Lyle v. Warner Brothers Television Productions - filed April 20, 2006

_________________________________________________

The foregoing is a blurb describing the CA Supreme Court's
recent decision in the so-called Friends case. The "FEHA" refers to the State's Fair Employment and Housing statutory scheme. The majority opinion did not reach the First Amendment issues. They decided the case on the narrow issue of whether the plaintiff was subjected to the offending conduct because of her sex. This case made the news at each step in the proceedings.

I always figured the Court would find against the plaintiff.
The question was whether the First Amendment aspect would be addressed.

IMO, there is always a tension between protected speech and
the sensibilities of others. It's also interesting that the
subject matter of Friends was so highly sexually charged. (I haven't watched it since the first season,so didn't keep up.) Here the creative process that purportedly lead to the complaint was claimed to be the springboard for what ultimately appeared on national TV. (I did think some of that was a stretch.)
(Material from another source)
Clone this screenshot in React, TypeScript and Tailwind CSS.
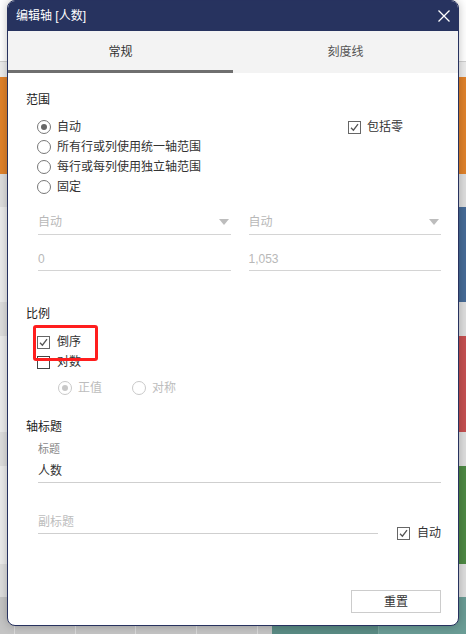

It's somewhat ironic that we as a society are so free in our
discussion of sexual topics and the use of sometimes vulgar language in the entertainment field and outside the work environment, yet cases of sexual harassment in the workplace often present circumstances far less over-the-top in terms of sexual content.

This case was noteworthy due to the intersection between the "real world" and the workplace..

I thought it might be interesting to this thread because it is an example of the difficulty of accommodating diverse interests. The Court also declined to tackle the larger issue of First Amendment rights.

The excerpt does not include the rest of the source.